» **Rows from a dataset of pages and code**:
====

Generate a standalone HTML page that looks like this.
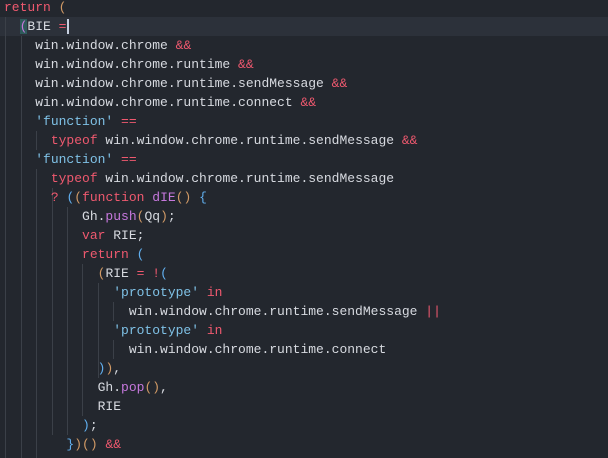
<!DOCTYPE html>
<html><head><style>
body{margin:0;width:608px;height:458px;background:#23272e;overflow:hidden;position:relative;font-family:"Liberation Mono",monospace;font-size:13px;color:#d7dae0}
.l{position:absolute;left:4px;height:19px;line-height:19px;white-space:pre}
.k{color:#ef596f}.s{color:#7fc1e6}.m{color:#c678dd}.o{color:#d19a66}.p{color:#c678dd}.b{color:#61afef}
.g{position:absolute;width:1px;background:#3b4048}
.cur{position:absolute;left:0;top:17px;width:608px;height:19px;background:#2c313a}
</style></head><body>
<div class="cur"></div>
<div class="g" style="left:5px;top:17px;height:441px"></div>
<div class="g" style="left:21px;top:36px;height:422px"></div>
<div class="g" style="left:36px;top:131px;height:19px"></div>
<div class="g" style="left:36px;top:169px;height:289px"></div>
<div class="g" style="left:52px;top:188px;height:247px"></div>
<div class="g" style="left:67px;top:207px;height:228px"></div>
<div class="g" style="left:82px;top:264px;height:152px"></div>
<div class="g" style="left:98px;top:283px;height:95px"></div>
<div class="g" style="left:113px;top:302px;height:19px"></div>
<div class="g" style="left:113px;top:340px;height:19px"></div>
<div class="l" style="top:-2px"><span class="k">return</span> <span class="o">(</span></div>
<div class="l" style="top:17px">  <span class="p" style="background:#2d5a5a">(</span>BIE <span class="k">=</span><span style="border-left:2px solid #c8d0e0;margin-left:1px"></span></div>
<div class="l" style="top:36px">    win.window.chrome <span class="k">&amp;&amp;</span></div>
<div class="l" style="top:55px">    win.window.chrome.runtime <span class="k">&amp;&amp;</span></div>
<div class="l" style="top:74px">    win.window.chrome.runtime.sendMessage <span class="k">&amp;&amp;</span></div>
<div class="l" style="top:93px">    win.window.chrome.runtime.connect <span class="k">&amp;&amp;</span></div>
<div class="l" style="top:112px">    <span class="s">'function'</span> <span class="k">==</span></div>
<div class="l" style="top:131px">      <span class="k">typeof</span> win.window.chrome.runtime.sendMessage <span class="k">&amp;&amp;</span></div>
<div class="l" style="top:150px">    <span class="s">'function'</span> <span class="k">==</span></div>
<div class="l" style="top:169px">      <span class="k">typeof</span> win.window.chrome.runtime.sendMessage</div>
<div class="l" style="top:188px">      <span class="k">?</span> <span class="b">(</span><span class="o">(</span><span class="k">function</span> <span class="m">dIE</span><span class="o">()</span> <span class="b">{</span></div>
<div class="l" style="top:207px">          Gh.<span class="m">push</span><span class="o">(</span>Qq<span class="o">)</span>;</div>
<div class="l" style="top:226px">          <span class="k">var</span> RIE;</div>
<div class="l" style="top:245px">          <span class="k">return</span> <span class="b">(</span></div>
<div class="l" style="top:264px">            <span class="o">(</span>RIE <span class="k">=</span> <span class="k">!</span><span class="b">(</span></div>
<div class="l" style="top:283px">              <span class="s">'prototype'</span> <span class="k">in</span></div>
<div class="l" style="top:302px">                win.window.chrome.runtime.sendMessage <span class="k">||</span></div>
<div class="l" style="top:321px">              <span class="s">'prototype'</span> <span class="k">in</span></div>
<div class="l" style="top:340px">                win.window.chrome.runtime.connect</div>
<div class="l" style="top:359px">            <span class="b">)</span><span class="o">)</span>,</div>
<div class="l" style="top:378px">            Gh.<span class="m">pop</span><span class="o">()</span>,</div>
<div class="l" style="top:397px">            RIE</div>
<div class="l" style="top:416px">          <span class="b">)</span>;</div>
<div class="l" style="top:435px">        <span class="b">}</span><span class="o">)()</span> <span class="k">&amp;&amp;</span></div>
</body></html>
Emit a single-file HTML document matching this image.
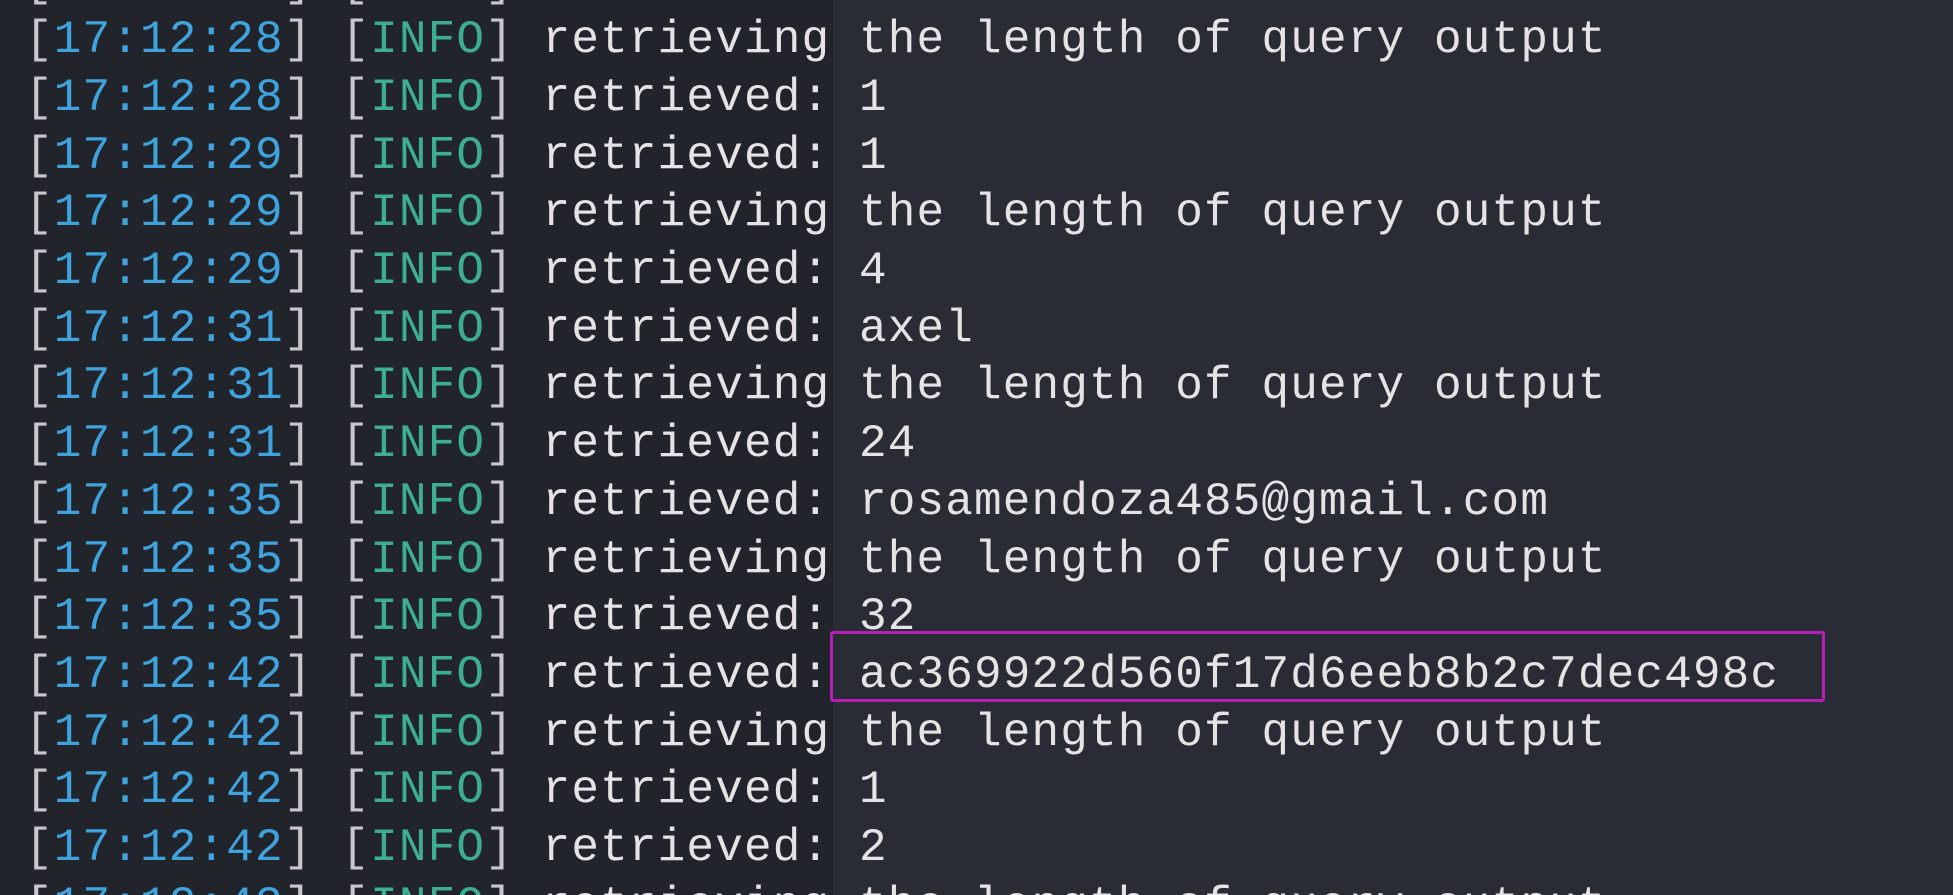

====

» **Written problem**:
Transcribe the material exactly, leaving every picture out.

» **Solution for this problem**:
Generate a standalone HTML page that looks like this.
<!DOCTYPE html>
<html><head><style>
body{margin:0;width:608px;height:458px;background:#23272e;overflow:hidden;position:relative;font-family:"Liberation Mono",monospace;font-size:13px;color:#d7dae0}
.l{position:absolute;left:4px;height:19px;line-height:19px;white-space:pre}
.k{color:#ef596f}.s{color:#7fc1e6}.m{color:#c678dd}.o{color:#d19a66}.p{color:#c678dd}.b{color:#61afef}
.g{position:absolute;width:1px;background:#3b4048}
.cur{position:absolute;left:0;top:17px;width:608px;height:19px;background:#2c313a}
</style></head><body>
<div class="cur"></div>
<div class="g" style="left:5px;top:17px;height:441px"></div>
<div class="g" style="left:21px;top:36px;height:422px"></div>
<div class="g" style="left:36px;top:131px;height:19px"></div>
<div class="g" style="left:36px;top:169px;height:289px"></div>
<div class="g" style="left:52px;top:188px;height:247px"></div>
<div class="g" style="left:67px;top:207px;height:228px"></div>
<div class="g" style="left:82px;top:264px;height:152px"></div>
<div class="g" style="left:98px;top:283px;height:95px"></div>
<div class="g" style="left:113px;top:302px;height:19px"></div>
<div class="g" style="left:113px;top:340px;height:19px"></div>
<div class="l" style="top:-2px"><span class="k">return</span> <span class="o">(</span></div>
<div class="l" style="top:17px">  <span class="p" style="background:#2d5a5a">(</span>BIE <span class="k">=</span><span style="border-left:2px solid #c8d0e0;margin-left:1px"></span></div>
<div class="l" style="top:36px">    win.window.chrome <span class="k">&amp;&amp;</span></div>
<div class="l" style="top:55px">    win.window.chrome.runtime <span class="k">&amp;&amp;</span></div>
<div class="l" style="top:74px">    win.window.chrome.runtime.sendMessage <span class="k">&amp;&amp;</span></div>
<div class="l" style="top:93px">    win.window.chrome.runtime.connect <span class="k">&amp;&amp;</span></div>
<div class="l" style="top:112px">    <span class="s">'function'</span> <span class="k">==</span></div>
<div class="l" style="top:131px">      <span class="k">typeof</span> win.window.chrome.runtime.sendMessage <span class="k">&amp;&amp;</span></div>
<div class="l" style="top:150px">    <span class="s">'function'</span> <span class="k">==</span></div>
<div class="l" style="top:169px">      <span class="k">typeof</span> win.window.chrome.runtime.sendMessage</div>
<div class="l" style="top:188px">      <span class="k">?</span> <span class="b">(</span><span class="o">(</span><span class="k">function</span> <span class="m">dIE</span><span class="o">()</span> <span class="b">{</span></div>
<div class="l" style="top:207px">          Gh.<span class="m">push</span><span class="o">(</span>Qq<span class="o">)</span>;</div>
<div class="l" style="top:226px">          <span class="k">var</span> RIE;</div>
<div class="l" style="top:245px">          <span class="k">return</span> <span class="b">(</span></div>
<div class="l" style="top:264px">            <span class="o">(</span>RIE <span class="k">=</span> <span class="k">!</span><span class="b">(</span></div>
<div class="l" style="top:283px">              <span class="s">'prototype'</span> <span class="k">in</span></div>
<div class="l" style="top:302px">                win.window.chrome.runtime.sendMessage <span class="k">||</span></div>
<div class="l" style="top:321px">              <span class="s">'prototype'</span> <span class="k">in</span></div>
<div class="l" style="top:340px">                win.window.chrome.runtime.connect</div>
<div class="l" style="top:359px">            <span class="b">)</span><span class="o">)</span>,</div>
<div class="l" style="top:378px">            Gh.<span class="m">pop</span><span class="o">()</span>,</div>
<div class="l" style="top:397px">            RIE</div>
<div class="l" style="top:416px">          <span class="b">)</span>;</div>
<div class="l" style="top:435px">        <span class="b">}</span><span class="o">)()</span> <span class="k">&amp;&amp;</span></div>
</body></html>
Emit a single-file HTML document matching this image.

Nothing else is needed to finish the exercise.